Other Michigan Oil & Gas Activity in October of 2016
It was another slow month in Michigan oil & gas as far as applications and permits go. It is a safe prediction to say this will be the slowest year ever in Michigan oil & gas. Last year was Michigan’s slowest year ever for permitting in history at 110 permits and so far through 42 weeks in 2016 we have only 37 permits issued by the MDEQ’s OOGM. RMP has been publishing the Michigan Oil & Gas Monthly (MOGM) for two full years come December 31, 2016 and it seems like a logical move to cut this publication down to quarterly. Starting in 2017, I think RMP will start publishing this magazine every 90 days and change its name to the Michigan Oil & Gas Quarterly (MOGQ). There’s just not much going on to write about. It’s time to focus on other issues affecting Michigan’s environmental and energy production landscape.
October 2016 – List of New Oil & Gas Well Applications
Michigan received 8 applications in October bringing the total number of applications this year so far up to 40. One new app was for a waste well in St. Clair County and one was for an oil well in Montcalm County.
October 2016 – List of Permits Issued for Oil & Gas Wells
In October of 2016, the MDEQ’s OOGM permitted 6 new oil wells bringing the total number of permits this year up to 37. Most of the action is near Kalamazoo which expands on Axia’s successful well in that area. Federated is going to try the Trenton-Black River formation just south of where Axia had some luck. The other well is a #CCS well which is what RMP has been reporting on and tracking closely.
October 2016 – Oil & Gas Wells Published as Plugged
33 wells were reported plugged in October bringing the total wells reported plugged in 2016 up to 127.
October 2016 Apps to Plugs Ratio KPI:
The apps to plugs ratio is self explanatory. By looking at the number of applications to wells plugged KPI we can see wells coming vs wells going. This KPI along with the previous one supports our original 2014 & 2015 outlook post with more numbers and data.

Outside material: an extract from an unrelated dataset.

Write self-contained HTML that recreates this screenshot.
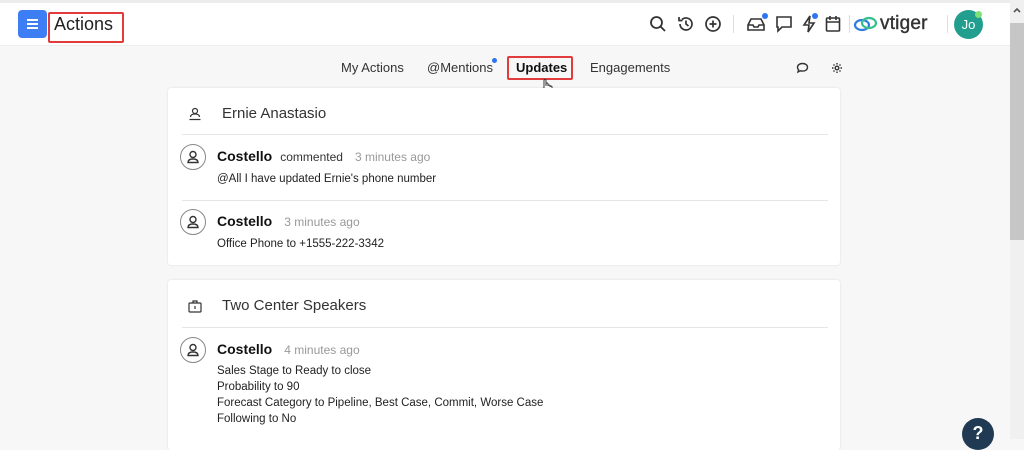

2016 Apps to Plugs Ratio KPI:
40 Applications : 127 Wells Plugged
October 2016 Permits to Plugs Ratio KPI:
The permits to plugs ratio is nearly the same as the apps:plugs ratio but with permits instead of applications.

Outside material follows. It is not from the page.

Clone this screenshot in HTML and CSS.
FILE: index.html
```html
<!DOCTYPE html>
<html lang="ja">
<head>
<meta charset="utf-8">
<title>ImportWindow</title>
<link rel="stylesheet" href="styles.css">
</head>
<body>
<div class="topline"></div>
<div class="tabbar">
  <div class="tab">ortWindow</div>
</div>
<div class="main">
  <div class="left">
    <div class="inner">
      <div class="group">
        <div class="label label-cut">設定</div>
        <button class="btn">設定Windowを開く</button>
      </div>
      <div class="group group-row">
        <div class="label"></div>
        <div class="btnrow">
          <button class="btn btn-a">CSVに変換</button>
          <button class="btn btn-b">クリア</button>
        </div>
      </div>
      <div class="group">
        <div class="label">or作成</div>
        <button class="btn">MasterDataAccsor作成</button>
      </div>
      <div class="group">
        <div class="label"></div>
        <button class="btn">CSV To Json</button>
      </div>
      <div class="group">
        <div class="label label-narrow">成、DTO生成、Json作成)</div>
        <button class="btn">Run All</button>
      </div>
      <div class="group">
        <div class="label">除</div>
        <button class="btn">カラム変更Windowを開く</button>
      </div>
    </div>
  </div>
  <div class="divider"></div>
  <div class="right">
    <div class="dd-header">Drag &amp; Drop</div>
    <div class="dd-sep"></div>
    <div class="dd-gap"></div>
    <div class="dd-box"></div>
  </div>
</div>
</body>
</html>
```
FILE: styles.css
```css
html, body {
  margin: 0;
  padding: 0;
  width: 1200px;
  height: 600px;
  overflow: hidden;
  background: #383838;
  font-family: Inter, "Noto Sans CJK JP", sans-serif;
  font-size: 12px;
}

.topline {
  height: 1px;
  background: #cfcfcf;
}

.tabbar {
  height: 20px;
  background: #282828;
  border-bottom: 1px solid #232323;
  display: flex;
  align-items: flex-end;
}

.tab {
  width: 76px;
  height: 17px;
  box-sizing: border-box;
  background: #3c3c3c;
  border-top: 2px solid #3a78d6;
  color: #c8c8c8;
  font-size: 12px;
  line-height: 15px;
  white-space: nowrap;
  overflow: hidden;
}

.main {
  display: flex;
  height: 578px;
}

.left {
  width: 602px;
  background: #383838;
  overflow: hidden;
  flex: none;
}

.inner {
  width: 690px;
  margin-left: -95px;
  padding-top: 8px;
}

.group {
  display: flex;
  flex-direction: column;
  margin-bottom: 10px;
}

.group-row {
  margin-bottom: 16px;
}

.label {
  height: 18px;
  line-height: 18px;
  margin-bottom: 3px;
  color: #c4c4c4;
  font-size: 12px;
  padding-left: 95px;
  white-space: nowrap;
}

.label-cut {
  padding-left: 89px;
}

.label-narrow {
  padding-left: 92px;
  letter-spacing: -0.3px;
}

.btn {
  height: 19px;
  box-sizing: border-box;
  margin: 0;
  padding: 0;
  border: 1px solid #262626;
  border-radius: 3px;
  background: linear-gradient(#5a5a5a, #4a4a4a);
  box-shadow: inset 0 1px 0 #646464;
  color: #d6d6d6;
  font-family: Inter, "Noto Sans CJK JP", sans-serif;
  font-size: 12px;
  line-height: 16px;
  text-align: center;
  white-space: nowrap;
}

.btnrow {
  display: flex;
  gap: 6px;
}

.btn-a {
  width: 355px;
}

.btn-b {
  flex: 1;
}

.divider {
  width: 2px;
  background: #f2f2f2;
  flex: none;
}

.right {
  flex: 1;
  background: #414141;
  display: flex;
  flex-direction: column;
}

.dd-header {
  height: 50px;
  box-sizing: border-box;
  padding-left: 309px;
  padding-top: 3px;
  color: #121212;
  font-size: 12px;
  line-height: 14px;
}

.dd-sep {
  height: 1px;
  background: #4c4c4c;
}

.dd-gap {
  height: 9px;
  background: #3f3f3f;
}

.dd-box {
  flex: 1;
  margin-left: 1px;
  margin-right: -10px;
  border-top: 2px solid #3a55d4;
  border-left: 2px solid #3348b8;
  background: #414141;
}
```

2016 Permits to Plugs Ratio KPI:
37 Permits Issued : 127 Wells Plugged
October 2016 – Petroleum As % Of U.S. Trade Deficit KPI:
RMP is tracking this stat since President Obama signed a bill in December of 2015 that lifted an export ban on crude oil that had been in place since 1970. RMP will be monitoring the effect of that federal legislation by monitoring an important economic statistic published by the United States Census Bureau. The data and graph (shown below) come from this website: https://www.census.gov/foreign-trade/statistics/graphs/PetroleumImports.html
This stacked-area line graph shows how much of the monthly US trade deficit can be attributed to the deficit in petroleum products. The vertical axis shows percent of the U.S. Goods and Services Trade Deficit. The horizontal axis shows a monthly time series from January 2006 to present. The bottom area of the graph shows what percent of the deficit comes from petroleum goods. The top area shows the percent of the deficit coming from non-petroleum goods and services. RMP made a prediction the day the bill was signed that this graph would trend toward zero which is a good thing for the US economy.

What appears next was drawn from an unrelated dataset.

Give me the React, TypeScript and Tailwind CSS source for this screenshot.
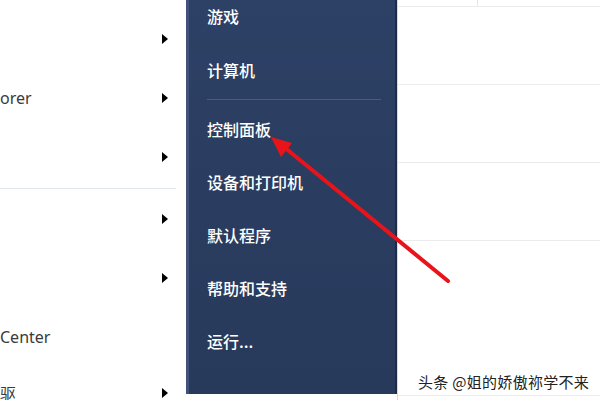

This month we see the trade deficit tick back upwards a little bit which again is attributable to Saudi actions to preserve market share. Saudi actions have subsided and OPEC is trying to real in over production to improve prices but the glut of oil in the market is persistent. Outlooks on oil pricing in the crystal ball continue to look pretty low for the next year at least.
Final Thoughts For October 2016
2015 was the slowest year for Michigan oil & gas permitting in our State’s history. 2016 is on pace to be 2x slower. RMP got into covering oil & gas in Michigan because of concern over freshwater usage in Michigan’s Collingwood completions. Completions in the Collingwood were some of the largest freshwater consumption wells in all of North America, were unprecedented in Michigan history, and EnCana showed slides to their investors saying they would drill thousands of wells in the Michigan Basin. RMP had a good reason to be concerned and we were. RMP and some very helpful volunteers started doing research about oil & gas exploration to figure out what was really going on and we learned a lot about it. RMP did our homework so we could better protect Michigan’s freshwater natural resources by sharing the information we learned with other concerned citizens.
One of the main things RMP learned was that drilling for gas has very little chance of contaminating fresh water if done properly and to MDEQ standards. RMP research indicated the main concerns were surface spills, well construction/well bore integrity, and large volume water withdrawals. RMP research determined the completion technique (i.e. hydraulic fracturing) is irrespective of whether the well may or may not have problems affecting the environment. The word “fracking” is a red herring plain and simple and RMP does not use that word for that reason.
One of the other things RMP learned on our endeavor to volunteer our time to protect Michigan’s freshwater natural resources is that groups like Ban Michigan Fracking had no desire to learn about oil & gas exploration. They declared “fracking” an ill on society without even knowing what the word “fracking” means and they attacked.
I met Luanne Kozma and Ellis Boal, the founders of Ban Michigan Fracking, in the beginning phases of my oil & gas research in 2012 and I thought I shared a common objective with them: to protect Michigan’s freshwater natural resources. In 2011 & 2012, everyone was still scrambling to learn what HVHF was and what it meant to Michigan because it had never before been done in Michigan.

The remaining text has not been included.